Fortunately, there are still some members of the 
American intelligence community who are 
interested in the terrorist's whereabouts. Not 
long ago one of them approached me - not because 
of my reporting on Al Qaeda but because of my 
experience as a Hollywood screenwriter, a talent 
pool the C.I.A. occasionally draws on for 
futurist thinking. The official asked me to 
envision what we would do with Mr. bin Laden if 
we caught him. I said that I didn't feel 
comfortable, as a reporter, writing a script for 
the C.I.A.

I have given the idea some thought, however. 
Osama bin Laden is arguably the most famous man 
alive, and his name will resound through history. 
If we do have the good fortune of actually 
capturing him, the manner in which we bring him 
to justice will make a critical difference in the 
way in which his legacy will unfold. Here is my 
scenario for how this movie could end.

First, don't kill him. He'd become a martyr 
instantly, which is of course his goal. His death 
at the hands of Americans would be the ideal 
finale from a Qaeda perspective. Deny him that 
victory at all costs.

And, please, don't send him to Guantánamo or 
torture him in an undisclosed location. That 
route leads to his becoming a symbol of 
resistance to the erosion of the American legal 
system. The world will want to know what happens 
to him, and if he is hidden away, or subjected to 
a secret trial, then his reputation will soar as 
ours plummets. He has to be accorded the 
civilized treatment that he and his movement 
would never offer their enemies.

But don't bring him to the United States to 
answer for his crimes, at least not at the 
beginning. His followers would never accept the 
verdict of an American court. And, more to the 
point, neither would hundreds of thousands, 
perhaps millions, of Muslims who sympathize with 
him and his cause. It's that audience that we 
have to address in our attempt to roll back Mr. 
bin Laden's awful legacy.

Moreover, if he were tried in an American court, 
one can easily envision wide-scale attacks on 
American holdings and Americans being held for 
ransom in exchange for the terrorist leader. 
Placing him in the dock of the World Court would 
involve similar risks, and could lead to the sort 
of prolonged trial that sees him dying of natural 
causes, as in the case of Slobodan Milosevic.

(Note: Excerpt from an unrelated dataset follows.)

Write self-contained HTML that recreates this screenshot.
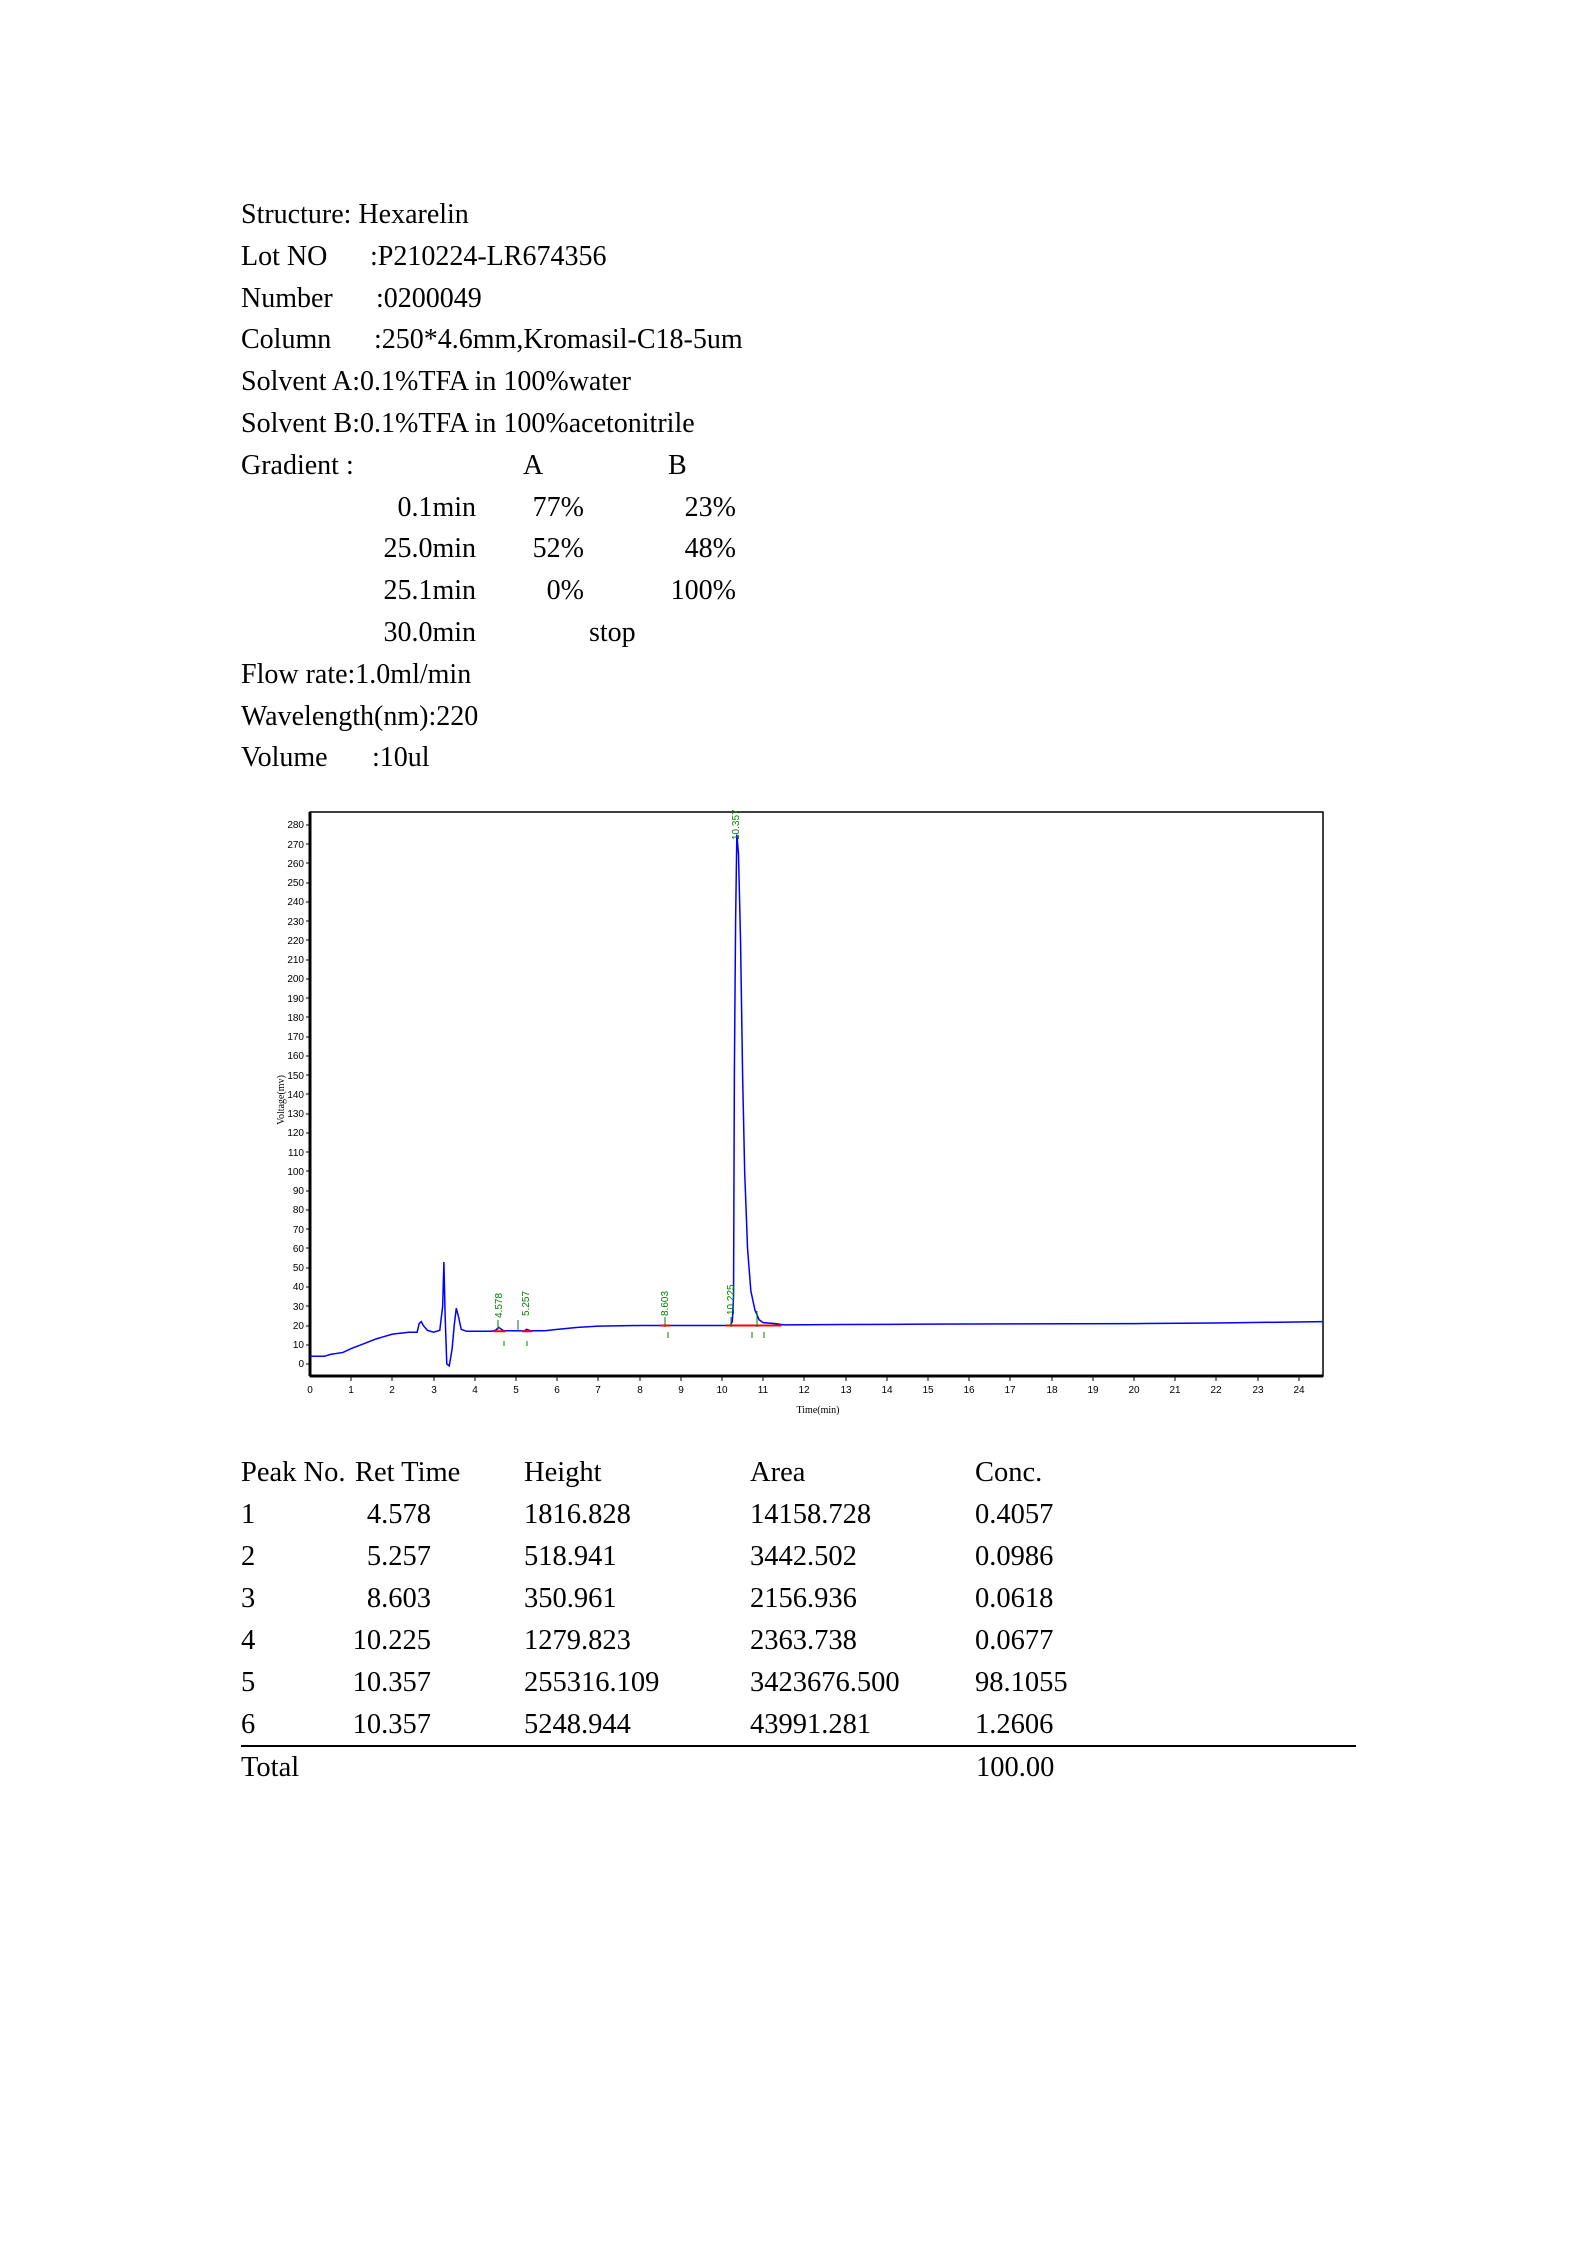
<!DOCTYPE html>
<html><head><meta charset="utf-8"><style>
body{margin:0;background:#fff;}
.p{position:relative;width:1587px;height:2245px;overflow:hidden;font-family:"Liberation Serif",serif;color:#000;}
.t{position:absolute;font-size:28px;line-height:42px;white-space:pre;}
.q{font-size:28.5px;}
.r{text-align:right;}
</style></head><body><div class="p">
<div class="t" style="left:241px;top:194px">Structure: Hexarelin</div>
<div class="t" style="left:241px;top:236px">Lot NO</div><div class="t" style="left:370px;top:236px">:P210224-LR674356</div>
<div class="t" style="left:241px;top:278px">Number</div><div class="t" style="left:376px;top:278px">:0200049</div>
<div class="t" style="left:241px;top:319px">Column</div><div class="t" style="left:374px;top:319px">:250*4.6mm,Kromasil-C18-5um</div>
<div class="t" style="left:241px;top:361px">Solvent A:0.1%TFA in 100%water</div>
<div class="t" style="left:241px;top:403px">Solvent B:0.1%TFA in 100%acetonitrile</div>
<div class="t" style="left:241px;top:445px">Gradient :</div><div class="t" style="left:523px;top:445px">A</div><div class="t" style="left:668px;top:445px">B</div>
<div class="t r" style="left:300px;width:176px;top:487px">0.1min</div><div class="t r" style="left:480px;width:104px;top:487px">77%</div><div class="t r" style="left:630px;width:106px;top:487px">23%</div>
<div class="t r" style="left:300px;width:176px;top:528px">25.0min</div><div class="t r" style="left:480px;width:104px;top:528px">52%</div><div class="t r" style="left:630px;width:106px;top:528px">48%</div>
<div class="t r" style="left:300px;width:176px;top:570px">25.1min</div><div class="t r" style="left:480px;width:104px;top:570px">0%</div><div class="t r" style="left:630px;width:106px;top:570px">100%</div>
<div class="t r" style="left:300px;width:176px;top:612px">30.0min</div><div class="t" style="left:589px;top:612px">stop</div>
<div class="t" style="left:241px;top:654px">Flow rate:1.0ml/min</div>
<div class="t" style="left:241px;top:696px">Wavelength(nm):220</div>
<div class="t" style="left:241px;top:737px">Volume</div><div class="t" style="left:372px;top:737px">:10ul</div>

<svg style="position:absolute;left:0;top:0" width="1587" height="2245">
<rect x="310" y="812" width="1013" height="564" fill="none" stroke="#000" stroke-width="1.5"/>
<line x1="310" y1="1376" x2="1323" y2="1376" stroke="#000" stroke-width="3"/>
<line x1="310" y1="812" x2="310" y2="1376" stroke="#000" stroke-width="3"/>
<g font-family="Liberation Sans,sans-serif" font-size="10" fill="#000" text-anchor="end">
<text x="304" y="1367">0</text><text x="304" y="1348">10</text><text x="304" y="1329">20</text><text x="304" y="1310">30</text><text x="304" y="1290">40</text><text x="304" y="1271">50</text><text x="304" y="1252">60</text><text x="304" y="1233">70</text><text x="304" y="1213">80</text><text x="304" y="1194">90</text><text x="304" y="1175">100</text><text x="304" y="1156">110</text><text x="304" y="1136">120</text><text x="304" y="1117">130</text><text x="304" y="1098">140</text><text x="304" y="1079">150</text><text x="304" y="1059">160</text><text x="304" y="1040">170</text><text x="304" y="1021">180</text><text x="304" y="1002">190</text><text x="304" y="982">200</text><text x="304" y="963">210</text><text x="304" y="944">220</text><text x="304" y="925">230</text><text x="304" y="905">240</text><text x="304" y="886">250</text><text x="304" y="867">260</text><text x="304" y="848">270</text><text x="304" y="828">280</text>
</g>
<g font-family="Liberation Sans,sans-serif" font-size="10" fill="#000" text-anchor="middle">
<text x="310" y="1393">0</text><text x="351" y="1393">1</text><text x="392" y="1393">2</text><text x="434" y="1393">3</text><text x="475" y="1393">4</text><text x="516" y="1393">5</text><text x="557" y="1393">6</text><text x="598" y="1393">7</text><text x="640" y="1393">8</text><text x="681" y="1393">9</text><text x="722" y="1393">10</text><text x="763" y="1393">11</text><text x="804" y="1393">12</text><text x="846" y="1393">13</text><text x="887" y="1393">14</text><text x="928" y="1393">15</text><text x="969" y="1393">16</text><text x="1010" y="1393">17</text><text x="1052" y="1393">18</text><text x="1093" y="1393">19</text><text x="1134" y="1393">20</text><text x="1175" y="1393">21</text><text x="1216" y="1393">22</text><text x="1258" y="1393">23</text><text x="1299" y="1393">24</text>
<text x="818" y="1413" font-family="Liberation Serif,serif">Time(min)</text>
<text transform="translate(284,1100) rotate(-90)" font-family="Liberation Serif,serif">Voltage(mv)</text>
</g>
<path d="M306 1364h4M306 1345h4M306 1326h4M306 1306h4M306 1287h4M306 1268h4M306 1248h4M306 1229h4M306 1210h4M306 1191h4M306 1171h4M306 1152h4M306 1133h4M306 1114h4M306 1094h4M306 1075h4M306 1056h4M306 1037h4M306 1017h4M306 998h4M306 979h4M306 960h4M306 940h4M306 921h4M306 902h4M306 883h4M306 863h4M306 844h4M306 825h4
M351 1376v5M392 1376v5M434 1376v5M475 1376v5M516 1376v5M557 1376v5M598 1376v5M640 1376v5M681 1376v5M722 1376v5M763 1376v5M804 1376v5M846 1376v5M887 1376v5M928 1376v5M969 1376v5M1010 1376v5M1052 1376v5M1093 1376v5M1134 1376v5M1175 1376v5M1216 1376v5M1258 1376v5M1299 1376v5" stroke="#000" stroke-width="1"/>
<g transform="translate(310,1364) scale(41.2,-1.925)">
<polyline vector-effect="non-scaling-stroke" fill="none" stroke="#0000ff" stroke-width="1.5" points="0,4 0.35,4 0.5,5 0.8,6 1,8 1.3,10.5 1.6,13 2,15.5 2.4,16.5 2.6,16.5 2.65,21 2.7,22 2.75,20 2.85,17.5 3.0,16.5 3.15,17.5 3.22,30 3.25,53 3.28,25 3.32,0 3.38,-1 3.45,8 3.5,20 3.55,29 3.6,25 3.67,18 3.8,17 4.4,17 4.5,17.5 4.58,19 4.7,17.3 5.2,17.2 5.26,18 5.35,17.3 5.7,17.3 6,18 6.5,19 7,19.7 8,20 10.2,20 10.25,22 10.28,35 10.3,150 10.33,230 10.36,275 10.4,265 10.45,220 10.5,150 10.55,100 10.62,60 10.7,38 10.8,28 10.9,23 11.0,21.5 11.3,21 11.5,20.3 13,20.5 15,20.7 20,21 22,21.3 24.6,22"/>
<path vector-effect="non-scaling-stroke" d="M4.45 17H4.75M5.15 17H5.4M8.5 20H8.75M10.1 20H11.45" stroke="#ff0000" stroke-width="2"/>
</g>
<g stroke="#008000" stroke-width="1">
<path d="M498 1330v-10M518 1330v-10M665 1327v-10M731 1327v-10M757 1327v-16M504 1346v-5M527 1346v-5M668 1332v6M752 1332v6M764 1332v6"/>
</g>
<g font-family="Liberation Sans,sans-serif" font-size="10" fill="#008000">
<text transform="translate(502,1318) rotate(-90)">4.578</text>
<text transform="translate(529,1316) rotate(-90)">5.257</text>
<text transform="translate(668,1316) rotate(-90)">8.603</text>
<text transform="translate(734,1315) rotate(-90)">10.225</text>
<text transform="translate(739,840) rotate(-90)">10.357</text>
</g>
</svg>

<div class="t q" style="left:241px;top:1452px">Peak No.</div><div class="t q" style="left:355px;top:1452px">Ret Time</div><div class="t q" style="left:524px;top:1452px">Height</div><div class="t q" style="left:750px;top:1452px">Area</div><div class="t q" style="left:975px;top:1452px">Conc.</div>
<div class="t q" style="left:241px;top:1494px">1</div><div class="t q r" style="left:330px;width:101px;top:1494px">4.578</div><div class="t q" style="left:524px;top:1494px">1816.828</div><div class="t q" style="left:750px;top:1494px">14158.728</div><div class="t q" style="left:975px;top:1494px">0.4057</div>
<div class="t q" style="left:241px;top:1536px">2</div><div class="t q r" style="left:330px;width:101px;top:1536px">5.257</div><div class="t q" style="left:524px;top:1536px">518.941</div><div class="t q" style="left:750px;top:1536px">3442.502</div><div class="t q" style="left:975px;top:1536px">0.0986</div>
<div class="t q" style="left:241px;top:1578px">3</div><div class="t q r" style="left:330px;width:101px;top:1578px">8.603</div><div class="t q" style="left:524px;top:1578px">350.961</div><div class="t q" style="left:750px;top:1578px">2156.936</div><div class="t q" style="left:975px;top:1578px">0.0618</div>
<div class="t q" style="left:241px;top:1620px">4</div><div class="t q r" style="left:330px;width:101px;top:1620px">10.225</div><div class="t q" style="left:524px;top:1620px">1279.823</div><div class="t q" style="left:750px;top:1620px">2363.738</div><div class="t q" style="left:975px;top:1620px">0.0677</div>
<div class="t q" style="left:241px;top:1662px">5</div><div class="t q r" style="left:330px;width:101px;top:1662px">10.357</div><div class="t q" style="left:524px;top:1662px">255316.109</div><div class="t q" style="left:750px;top:1662px">3423676.500</div><div class="t q" style="left:975px;top:1662px">98.1055</div>
<div class="t q" style="left:241px;top:1704px">6</div><div class="t q r" style="left:330px;width:101px;top:1704px">10.357</div><div class="t q" style="left:524px;top:1704px">5248.944</div><div class="t q" style="left:750px;top:1704px">43991.281</div><div class="t q" style="left:975px;top:1704px">1.2606</div>
<div style="position:absolute;left:241px;top:1745px;width:1115px;height:2px;background:#000"></div>
<div class="t q" style="left:241px;top:1747px">Total</div><div class="t q" style="left:976px;top:1747px">100.00</div>
</div></body></html>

We should, instead, offer him to the authorities 
in Kenya, where, on Aug. 7, 1998, a Qaeda suicide 
bomber murdered 213 people in the attack on the 
American Embassy. More than 150 people were 
blinded by flying glass in the attack - most of 
them Africans who were in or near the embassy or 
the secretarial school across the street, which 
was flattened by the blast. Let Mr. bin Laden sit 
in a courtroom in Nairobi and explain to those 
blind Africans that he was aiming only at an icon 
of American power.

Then take him to Tanzania, where on the same 
August morning Al Qaeda hit another American 
Embassy, killing 11 people, most of them Muslims. 
The terrorists excused the murder of their 
co-religionists by saying that the bombing took 
place on a Friday, when good Muslims should have 
been in a mosque. That would be an excellent 
venue to pose the question of what Islam really 
stands for.

Thus exposed as a mass murderer of Africans who 
had no part in his quarrel with America, Mr. bin 
Laden would be ready to stand trial for the 
bombing of the American destroyer Cole and, of 
course, 9/11. By treating him as a criminal 
defendant instead of a enemy combatant, we could 
underline the differences between a civil society 
and the Taliban-like rule he seeks to impose on 
Muslim countries and eventually the entire world.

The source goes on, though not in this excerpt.